Extract file basename without path and extension in bash [duplicate]

Given file names like these:

/the/path/foo.txt
bar.txt

I hope to get:

foo
bar

Why this doesn't work?

#!/bin/bash

fullfile=$1
fname=$(basename $fullfile)
fbname=${fname%.*}
echo $fbname

What's the right way to do it?

Solution 1:

You don't have to call the external basename command. Instead, you could use the following commands:

$ s=/the/path/foo.txt
$ echo "${s##*/}"
foo.txt
$ s=${s##*/}
$ echo "${s%.txt}"
foo
$ echo "${s%.*}"
foo

Note that this solution should work in all recent (post 2004) POSIX compliant shells, (e.g. bash, dash, ksh, etc.).
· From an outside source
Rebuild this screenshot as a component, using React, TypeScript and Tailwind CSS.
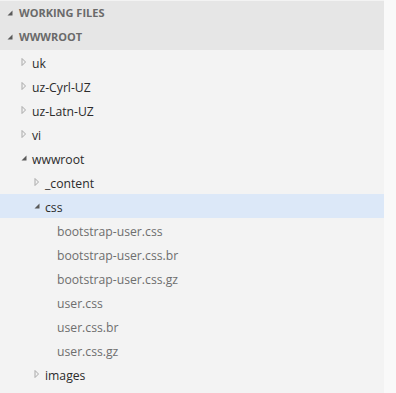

Source: Shell Command Language 2.6.2 Parameter Expansion

More on bash String Manipulations: http://tldp.org/LDP/LG/issue18/bash.html

Solution 2:

The basename command has two different invocations; in one, you specify just the path, in which case it gives you the last component, while in the other you also give a suffix that it will remove. So, you can simplify your example code by using the second invocation of basename. Also, be careful to correctly quote things:

fbname=$(basename "$1" .txt)
echo "$fbname"

Solution 3:

A combination of basename and cut works fine, even in case of double ending like .tar.gz:

fbname=$(basename "$fullfile" | cut -d. -f1)

Would be interesting if this solution needs less arithmetic power than Bash Parameter Expansion.